Apple has informed employees that its retail stores in the US will remain closed until at least ‘early May’. 

In a memo sent to staff, obtained by Bloomberg, Apple's retail chief Deirdre O'Brien said the company is "continuing to monitor local conditions for every Apple facility on a daily basis" and that the company will make “reopening decisions on the basis of thorough, thoughtful reviews and the latest guidance from local governments and public health experts.”

O’Brien advised staff that the company anticipates that “flexible work arrangements will remain in place for all offices, and all retail stores will remain closed, until early May.” 

She added that the company is “working on options to make sure parents have the support and the flexibility to adjust their schedules as needed,” noting that Apple is aware “many parents are balancing homeschooling with working” and is encouraging employees to be open with management about their challenges.

Opening times

Apple shuttered all of its retail outlets outside of Greater China on March 14 in a bid to help prevent the further spread of the coronavirus around the world. Though at the time it said it planned to re-open stores on March 27, it later that month updated its guidance to show that retail locations would remain closed “until further notice”.

As per Bloomberg’s report, O’Brien last week told staff that some stores outside of the US could open as early as the first half of April. 
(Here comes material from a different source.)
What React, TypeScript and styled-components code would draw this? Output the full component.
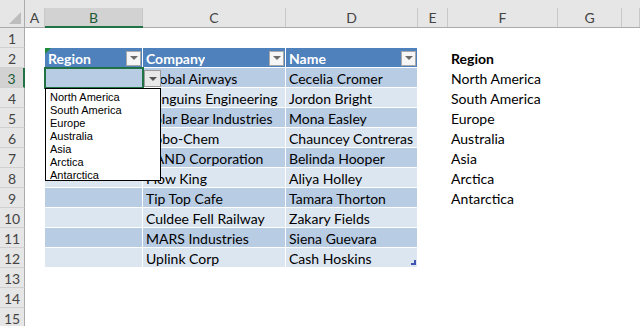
import React from "react";
import styled, { createGlobalStyle, css } from "styled-components";

const Global = createGlobalStyle`
  html, body { margin: 0; padding: 0; background: #ffffff; }
  body { width: 640px; height: 326px; overflow: hidden; }
`;

const FONT = `Lato, "Open Sans", sans-serif`;
const GREEN = "#217346";

const Sheet = styled.div`
  display: grid;
  grid-template-columns: 25px 20px 98px 143px 132px 30px 110px 64px 18px;
  grid-template-rows: 28px repeat(15, 20px);
  width: 640px;
  font-family: ${FONT};
  font-size: 14px;
  color: #000;
`;

const Corner = styled.div`
  position: relative;
  background: #e6e6e6;
  border-right: 1px solid #ababab;
  border-bottom: 1px solid #ababab;
  box-sizing: border-box;
  &::after {
    content: "";
    position: absolute;
    right: 3px;
    bottom: 3px;
    width: 0;
    height: 0;
    border-left: 12px solid transparent;
    border-bottom: 12px solid #bdbdbd;
  }
`;

const ColHead = styled.div<{ $active?: boolean }>`
  background: #e6e6e6;
  box-sizing: border-box;
  padding-top: 8px;
  border-bottom: 1px solid #ababab;
  display: flex;
  ${(p) =>
    p.$active &&
    css`
      border-bottom: 2px solid ${GREEN};
    `}
`;

const ColLabel = styled.div<{ $active?: boolean }>`
  flex: 1;
  box-sizing: border-box;
  border-right: 1px solid #c8c8c8;
  display: flex;
  align-items: center;
  justify-content: center;
  font-size: 14px;
  color: #444;
  background: ${(p) => (p.$active ? "#d2d2d2" : "transparent")};
  ${(p) => p.$active && css`color: #1e5a35;`}
`;

const RowHead = styled.div<{ $active?: boolean }>`
  box-sizing: border-box;
  background: ${(p) => (p.$active ? "#d2d2d2" : "#e6e6e6")};
  border-right: ${(p) => (p.$active ? `2px solid ${GREEN}` : "1px solid #ababab")};
  border-bottom: 1px solid #d0d0d0;
  display: flex;
  align-items: center;
  justify-content: center;
  font-size: 14px;
  color: ${(p) => (p.$active ? "#1e5a35" : "#444")};
  padding-top: 1px;
`;

type Kind = "none" | "head" | "odd" | "even";

const Cell = styled.div<{ $kind: Kind; $bold?: boolean }>`
  position: relative;
  box-sizing: border-box;
  display: flex;
  align-items: center;
  padding: 1px 3px 0 3px;
  white-space: nowrap;
  overflow: visible;
  font-weight: ${(p) => (p.$bold ? 700 : 400)};
  ${(p) =>
    p.$kind === "head" &&
    css`
      background: #4f81bd;
      color: #fff;
      font-weight: 700;
      justify-content: space-between;
      padding-right: 1px;
      border-right: 1px solid #fff;
      border-bottom: 1px solid #fff;
    `}
  ${(p) =>
    p.$kind === "odd" &&
    css`
      background: #b8cce4;
      border-right: 1px solid #fff;
      border-bottom: 1px solid #fff;
    `}
  ${(p) =>
    p.$kind === "even" &&
    css`
      background: #dce6f1;
      border-right: 1px solid #fff;
      border-bottom: 1px solid #fff;
    `}
`;

const Clip = styled.span`
  overflow: hidden;
`;

const FilterButton = styled.span`
  width: 15px;
  height: 15px;
  box-sizing: border-box;
  background: #f6f6f6;
  border: 1px solid #a9a9a9;
  display: flex;
  align-items: center;
  justify-content: center;
  flex-shrink: 0;
  &::after {
    content: "";
    border-left: 4px solid transparent;
    border-right: 4px solid transparent;
    border-top: 4px solid #6b6b6b;
  }
`;

const CommentMark = styled.span`
  position: absolute;
  left: 0;
  top: 0;
  width: 0;
  height: 0;
  border-top: 6px solid #1e8c3c;
  border-right: 6px solid transparent;
`;

const Selected = styled.div`
  position: absolute;
  left: -1px;
  top: -1px;
  width: 100px;
  height: 22px;
  box-sizing: border-box;
  border: 2px solid ${GREEN};
  z-index: 3;
`;

const DropButton = styled.div`
  position: absolute;
  left: 99px;
  top: 2px;
  width: 17px;
  height: 17px;
  box-sizing: border-box;
  background: #e8e8e8;
  border: 1px solid #9a9a9a;
  display: flex;
  align-items: center;
  justify-content: center;
  z-index: 4;
  &::after {
    content: "";
    border-left: 4px solid transparent;
    border-right: 4px solid transparent;
    border-top: 4px solid #555;
  }
`;

const DropList = styled.ul`
  position: absolute;
  left: 0;
  top: 20px;
  width: 116px;
  height: 93px;
  box-sizing: border-box;
  margin: 0;
  padding: 2px 0 0 4px;
  list-style: none;
  background: #fff;
  border: 1px solid #000;
  z-index: 5;
  font-family: "Liberation Sans", Arial, sans-serif;
  font-size: 11px;
  font-weight: 400;
  color: #000;
`;

const DropItem = styled.li`
  height: 13px;
  line-height: 13px;
`;

const ResizeHandle = styled.svg`
  position: absolute;
  right: 1px;
  bottom: 2px;
`;

const tableCols = ["Region", "Company", "Name"];
const companies = [
  "Global Airways",
  "Penguins Engineering",
  "Polar Bear Industries",
  "Robo-Chem",
  "RAND Corporation",
  "Flow King",
  "Tip Top Cafe",
  "Culdee Fell Railway",
  "MARS Industries",
  "Uplink Corp",
];
const names = [
  "Cecelia Cromer",
  "Jordon Bright",
  "Mona Easley",
  "Chauncey Contreras",
  "Belinda Hooper",
  "Aliya Holley",
  "Tamara Thorton",
  "Zakary Fields",
  "Siena Guevara",
  "Cash Hoskins",
];
const regions = ["North America", "South America", "Europe", "Australia", "Asia", "Arctica", "Antarctica"];
const letters = ["A", "B", "C", "D", "E", "F", "G", ""];

export default function App() {
  const rows: React.ReactNode[] = [];
  for (let r = 1; r <= 15; r++) {
    const cells: React.ReactNode[] = [];
    cells.push(
      <RowHead key={`h${r}`} $active={r === 3}>
        {r}
      </RowHead>
    );
    for (let c = 0; c < 8; c++) {
      const key = `${r}-${c}`;
      const inTable = r >= 2 && r <= 12 && c >= 1 && c <= 3;
      if (inTable) {
        const kind: Kind = r === 2 ? "head" : r % 2 === 1 ? "odd" : "even";
        if (r === 2) {
          cells.push(
            <Cell key={key} $kind={kind}>
              {c === 1 && <CommentMark />}
              <Clip>{tableCols[c - 1]}</Clip>
              <FilterButton />
            </Cell>
          );
        } else {
          const i = r - 3;
          const text = c === 2 ? companies[i] : c === 3 ? names[i] : "";
          cells.push(
            <Cell key={key} $kind={kind} style={r === 3 && c === 1 ? { zIndex: 3 } : undefined}>
              {text}
              {r === 3 && c === 1 && (
                <>
                  <Selected />
                  <DropButton />
                  <DropList>
                    {regions.map((g) => (
                      <DropItem key={g}>{g}</DropItem>
                    ))}
                  </DropList>
                </>
              )}
              {r === 12 && c === 3 && (
                <ResizeHandle width="5" height="5" viewBox="0 0 5 5">
                  <path d="M3 0h2v5H0V3h3z" fill="#4154b4" />
                </ResizeHandle>
              )}
            </Cell>
          );
        }
      } else if (c === 5 && r >= 2 && r <= 9) {
        cells.push(
          <Cell key={key} $kind="none" $bold={r === 2}>
            {r === 2 ? "Region" : regions[r - 3]}
          </Cell>
        );
      } else {
        cells.push(<Cell key={key} $kind="none" />);
      }
    }
    rows.push(<React.Fragment key={r}>{cells}</React.Fragment>);
  }

  return (
    <>
      <Global />
      <Sheet>
        <Corner />
        {letters.map((l, i) => (
          <ColHead key={i} $active={l === "B"}>
            <ColLabel $active={l === "B"}>{l}</ColLabel>
          </ColHead>
        ))}
        {rows}
      </Sheet>
    </>
  );
}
Closing retail locations and letting all staff work remotely aren’t the only steps Apple is taking to get a handle on the COVID-19 pandemic. Last month, for example, the company announced that WWDC 2020 would be a digital-only event, with in-person presentations to be replaced with online livestreams

It’s also being speculated that the launch of the iPhone 12, the company’s first 5G smartphone, could be pushed back due to complications caused by the coronavirus outbreak.

According to reports, Apple can’t send its American executives over to China to approve the handset’s final design, which means that the company could already be two months behind its usual schedule. 

The company is also said to be concerned that the current situation will lower consumers' appetite to upgrade their phones, which could lead to disappointing sales for its first 5G device.